Ros McMullen (@RosMcM) contributed an account of the interplay between accountability, school improvement and system improvement during four identifiable stages of school improvement. There was a hint, at a system level, of the dangers of a zero sum game, in which the success of one school is to the detriment of others.

Yesterday I was struck by a blog written by Loic Menzies (@LKMco) about two problems associated with accountability measures – using average progress measures and thresholds. Average progress measures can result in the excellent progress of some students masking the poor progress of others, and a ‘percentage making expected progress’ measure is of value here. But the problem of using attainment measures within an accountability system, and the associated dangers of cliff edge threshold measures, remains. As with progress measures, some students may benefit to the detriment of others.

Of course threshold measures do have a place in accountability systems, as argued by Simon Burgess at The CMPO, who suggested recently that a threshold can be useful in setting a minimum standard of achievement to which all should aspire.

But perhaps it is possible to combine the concepts of progress and attainment in a way that provides insight into a school’s performance for parents, educationalists and those in political power?

I tend towards the use graphs to display information when comparisons are needed and propose a plot of a cohort’s actual attainment in attainment bands (eg 5 C+ grades, 5 B+ grades and so on), compared to the cohort’s expected performance in comparison to national levels according to prior attainment. This generates a clear view of achievement across a range of attainment levels, removing a single cliff edge but demonstrating a school’s effectiveness at each equally important attainment level.

The fictitious Red School is used to illustrate the point.


Attainment. The attainment measure chosen to illustrate the concept is 5 GCSE grades at a particular level as that is currently the dominant measure in performance tables.
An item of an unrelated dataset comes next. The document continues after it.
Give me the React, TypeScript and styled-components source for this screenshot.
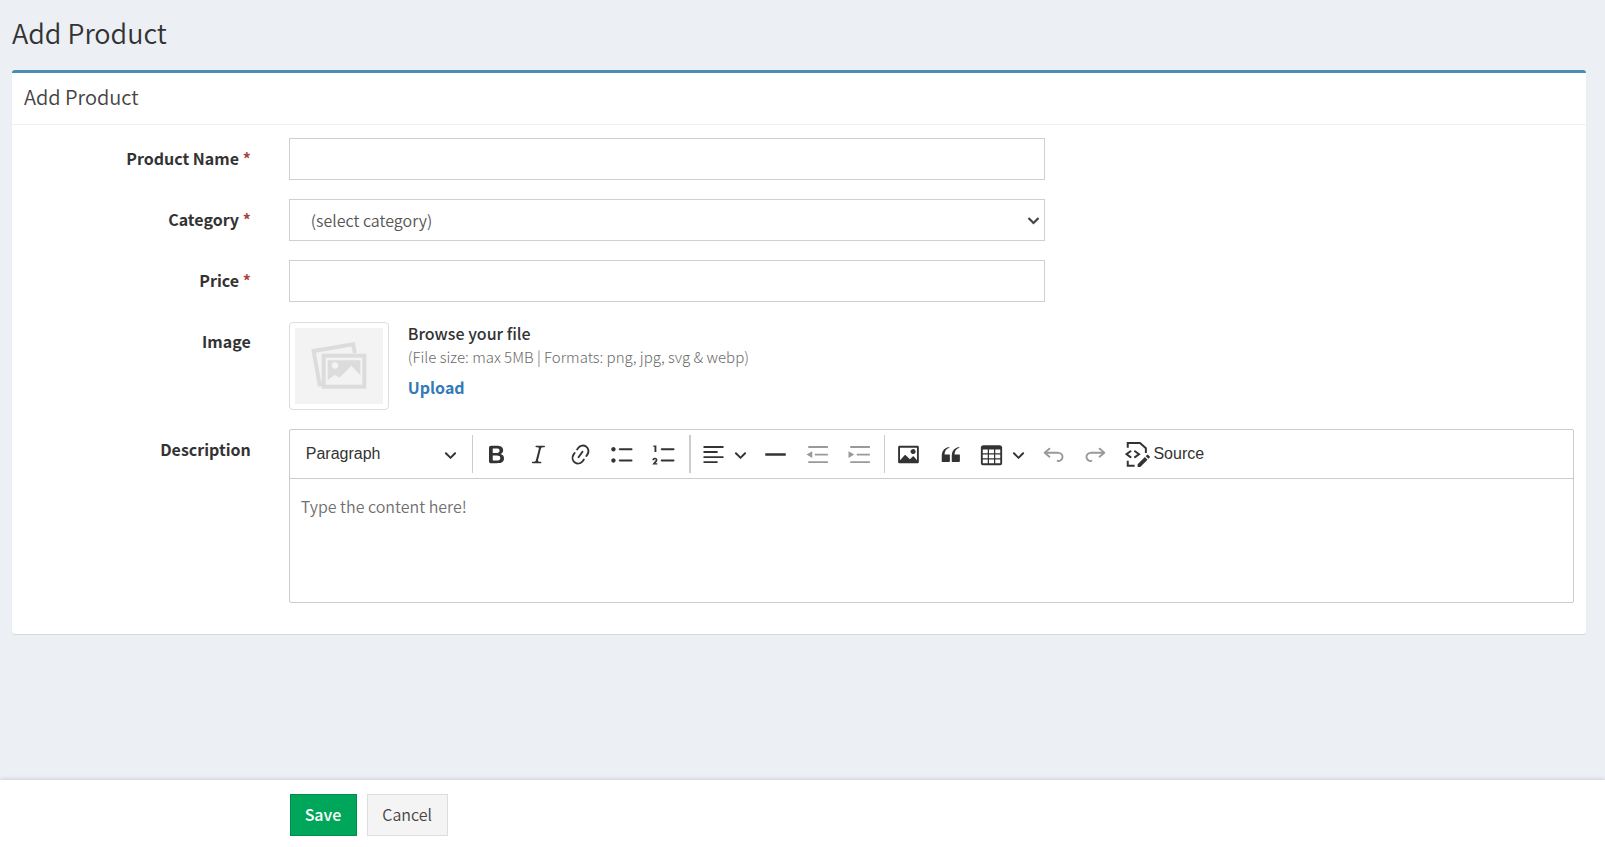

This could be changed to any grading system, using any number of qualifications, with or without any particular combination of subjects (for example the inclusion of English and maths). It could also be applied to an average point score system, for example ‘> 100 points’, ‘> 200 points’ and so on.

% of cohort achieving within each grade band represents the percentage of a cohort achieving the particular requirements of each grade band. In this case 60% of the cohort attained at least 5 grade A*s, 98% attained at least 5 grade Gs.

Expected for cohort is an indicator of what the cohort should have attained based on their prior attainment compared to the attainment of students with the same prior attainment nationally.

The Red School is successful. All students achieve at a higher level than expected based upon their prior attainment. Students in this cohort have demonstrated particularly high achievement, as a greater proportion of students have achieved higher grades than expected based on prior attainment.

The Purple School has a mixed profile. Those students who were expected to achieve at a higher level – at least 5 grade Bs, As or A*s – have done so; they have made good progress. Students who, based on prior attainment, would be expected to achieve up to 5 C grades have fared less well; their progress has not been as good. This provides quick access to a good deal of information about a school for parents, school leaders and those ensuring the quality of provision.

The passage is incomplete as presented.